The report says that 11.1 million of those would-be work-skippers are planning to use preapproved time off, which means employers may already know about their plans. An additional 4.7 million apparently plan to call in sick, and the remaining 1.5 million simply won't show up. Lastly, 7.9 million are "undecided" and may not decide until they wake up on Monday morning.
To parse what this means for you, I'm going to do some very basic (and imperfect) math. The U.S. Bureau of Labor Statistics says that roughly 158 million U.S. adults were employed in 2019. This year's absenteeism projection would constitute just under 12 percent of that workforce. So, if you have 50 employees, this survey is suggesting you might expect six of them not to be in on Monday.
One or two of your 50 employees will call in sick. Two or three haven't made up their minds yet. Half of one simply won't show up. Insert a hangover joke about "half of a person" here.
Back in 2015, Inc. senior editor Graham Winfrey set out to learn how workplaces can best accommodate or prevent Super Bowl absenteeism. He found Kevin Curry, an executive at absence management company Reed Group, who recommended two "carrot" options:
Announce a late-start option for workers who might want to temporarily shift their hours later into the day.
Offer free breakfast for workers who can make it to the office on time.
And two "stick" options:
Make Monday a mandatory workday.
Require that your employees request that particular day off in advance.

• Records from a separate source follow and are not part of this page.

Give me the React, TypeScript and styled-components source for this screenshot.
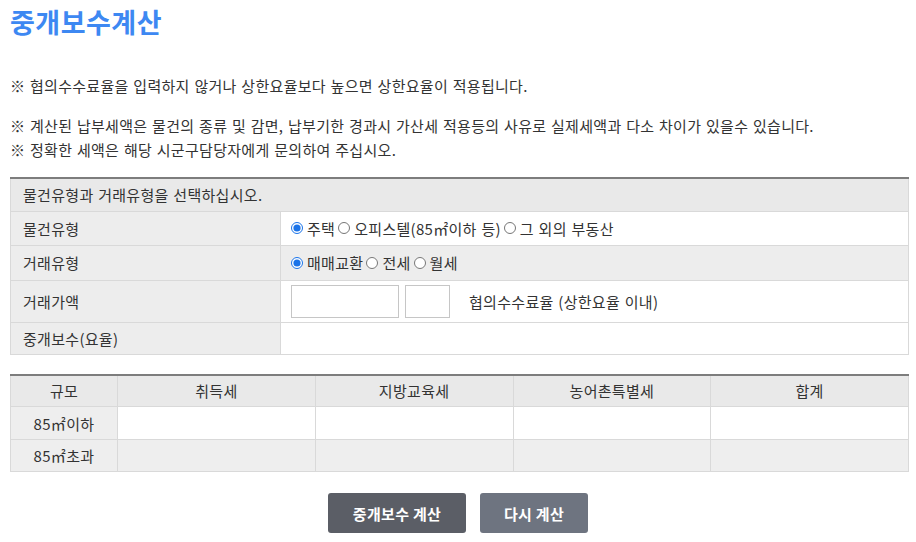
import styled, { createGlobalStyle } from "styled-components";

const GlobalStyle = createGlobalStyle`
  body {
    margin: 0;
    background: #ffffff;
    color: #333333;
    font-family: "Noto Sans CJK KR", "Noto Sans", sans-serif;
    font-size: 15px;
    letter-spacing: 0.3px;
    word-spacing: 1px;
  }
`;

const Page = styled.div`
  padding: 0 7px 20px 10px;
`;

const Title = styled.h1`
  margin: 4px 0 0;
  font-size: 27px;
  line-height: 36px;
  font-weight: 600;
  color: #3d88f2;
  letter-spacing: 0.5px;
`;

const Note = styled.p<{ gap: number }>`
  margin: ${(p) => p.gap}px 0 0;
  line-height: 24px;
  font-size: 15px;
`;

const FormTable = styled.table`
  width: 100%;
  margin-top: 15px;
  border-collapse: collapse;
  border-top: 2px solid #7d7d7d;
  & td {
    border: 1px solid #d9d9d9;
    padding: 0 12px;
    font-size: 15px;
  }
`;

const Row = styled.tr<{ h: number }>`
  height: ${(p) => p.h}px;
`;

const HeadCell = styled.td`
  background: #e9e9e9;
`;

const LabelCell = styled.td`
  width: 245px;
  background: #ededed;
`;

const ValueCell = styled.td<{ shaded?: boolean }>`
  background: ${(p) => (p.shaded ? "#ededed" : "#ffffff")};
  && {
    padding-left: 10px;
  }
`;

const RadioLabel = styled.label`
  display: inline-flex;
  align-items: center;
  margin-right: 3px;
  cursor: pointer;
`;

const Radio = styled.input`
  width: 12px;
  height: 12px;
  margin: 0 4px 0 0;
  accent-color: #1a73e8;
`;

const Field = styled.div`
  display: flex;
  align-items: center;
  gap: 6px;
`;

const TextBox = styled.input<{ w: number }>`
  width: ${(p) => p.w}px;
  height: 33px;
  box-sizing: border-box;
  border: 1px solid #c6c6c6;
  padding: 0 6px;
  font-family: inherit;
  font-size: 14px;
`;

const FieldHint = styled.span`
  margin-left: 13px;
`;

const TaxTable = styled.table`
  width: 100%;
  margin-top: 19px;
  border-collapse: collapse;
  border-top: 2px solid #7d7d7d;
  table-layout: fixed;
  & th,
  & td {
    border: 1px solid #d9d9d9;
    text-align: center;
    font-size: 15px;
    font-weight: 400;
    padding: 0;
  }
`;

const TaxHead = styled.th`
  background: #e9e9e9;
`;

const TaxCell = styled.td<{ shaded?: boolean }>`
  background: ${(p) => (p.shaded ? "#eeeeee" : "#ffffff")};
`;

const Actions = styled.div`
  display: flex;
  justify-content: center;
  gap: 14px;
  margin-top: 21px;
  padding-right: 3px;
`;

const Button = styled.button<{ tone: "dark" | "light"; w: number }>`
  width: ${(p) => p.w}px;
  height: 40px;
  padding: 0;
  border: none;
  border-radius: 3px;
  background: ${(p) => (p.tone === "dark" ? "#5b5e66" : "#6e7480")};
  color: #ffffff;
  font-family: inherit;
  font-size: 15px;
  font-weight: 700;
  letter-spacing: 0.3px;
  cursor: pointer;
`;

const propertyTypes = ["주택", "오피스텔(85㎡이하 등)", "그 외의 부동산"];
const dealTypes = ["매매교환", "전세", "월세"];
const taxColumns = ["취득세", "지방교육세", "농어촌특별세", "합계"];
const taxRows = ["85㎡이하", "85㎡초과"];

function RadioGroup({ name, items }: { name: string; items: string[] }) {
  return (
    <>
      {items.map((item, i) => (
        <RadioLabel key={item}>
          <Radio type="radio" name={name} defaultChecked={i === 0} />
          {item}
        </RadioLabel>
      ))}
    </>
  );
}

function App() {
  return (
    <Page>
      <GlobalStyle />
      <Title>중개보수계산</Title>
      <Note gap={34}>
        ※ 협의수수료율을 입력하지 않거나 상한요율보다 높으면 상한요율이 적용됩니다.
      </Note>
      <Note gap={16}>
        ※ 계산된 납부세액은 물건의 종류 및 감면, 납부기한 경과시 가산세 적용등의 사유로 실제세액과 다소 차이가 있을수 있습니다.
        <br />※ 정확한 세액은 해당 시군구담당자에게 문의하여 주십시오.
      </Note>

      <FormTable>
        <tbody>
          <Row h={33}>
            <HeadCell colSpan={2}>물건유형과 거래유형을 선택하십시오.</HeadCell>
          </Row>
          <Row h={34}>
            <LabelCell>물건유형</LabelCell>
            <ValueCell>
              <RadioGroup name="property" items={propertyTypes} />
            </ValueCell>
          </Row>
          <Row h={35}>
            <LabelCell>거래유형</LabelCell>
            <ValueCell shaded>
              <RadioGroup name="deal" items={dealTypes} />
            </ValueCell>
          </Row>
          <Row h={42}>
            <LabelCell>거래가액</LabelCell>
            <ValueCell>
              <Field>
                <TextBox w={108} />
                <TextBox w={45} />
                <FieldHint>협의수수료율 (상한요율 이내)</FieldHint>
              </Field>
            </ValueCell>
          </Row>
          <Row h={32}>
            <LabelCell>중개보수(요율)</LabelCell>
            <ValueCell />
          </Row>
        </tbody>
      </FormTable>

      <TaxTable>
        <colgroup>
          <col style={{ width: 107 }} />
          <col />
          <col />
          <col />
          <col />
        </colgroup>
        <thead>
          <Row h={32}>
            <TaxHead>규모</TaxHead>
            {taxColumns.map((c) => (
              <TaxHead key={c}>{c}</TaxHead>
            ))}
          </Row>
        </thead>
        <tbody>
          {taxRows.map((r, i) => (
            <Row h={i === 0 ? 33 : 32} key={r}>
              <TaxCell shaded>{r}</TaxCell>
              {taxColumns.map((c) => (
                <TaxCell key={c} shaded={i === 1} />
              ))}
            </Row>
          ))}
        </tbody>
      </TaxTable>

      <Actions>
        <Button tone="dark" w={138}>중개보수 계산</Button>
        <Button tone="light" w={108}>다시 계산</Button>
      </Actions>
    </Page>
  );
}

export default App;
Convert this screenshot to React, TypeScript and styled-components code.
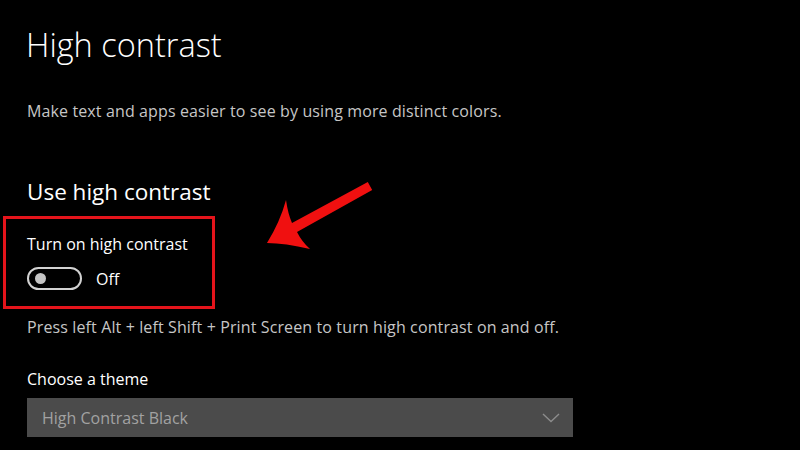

"If you're Google and you want to encourage people to come to work, you'd probably use the carrot method," Curry said. "If you're a manufacturer and you have to run a production line, you probably want to use the stick method."
As for me? I'll be tired, but I'll be here on Monday. Maybe my co-workers and I can pool our leftover hot wings.
Note: This article was updated on Monday February 3.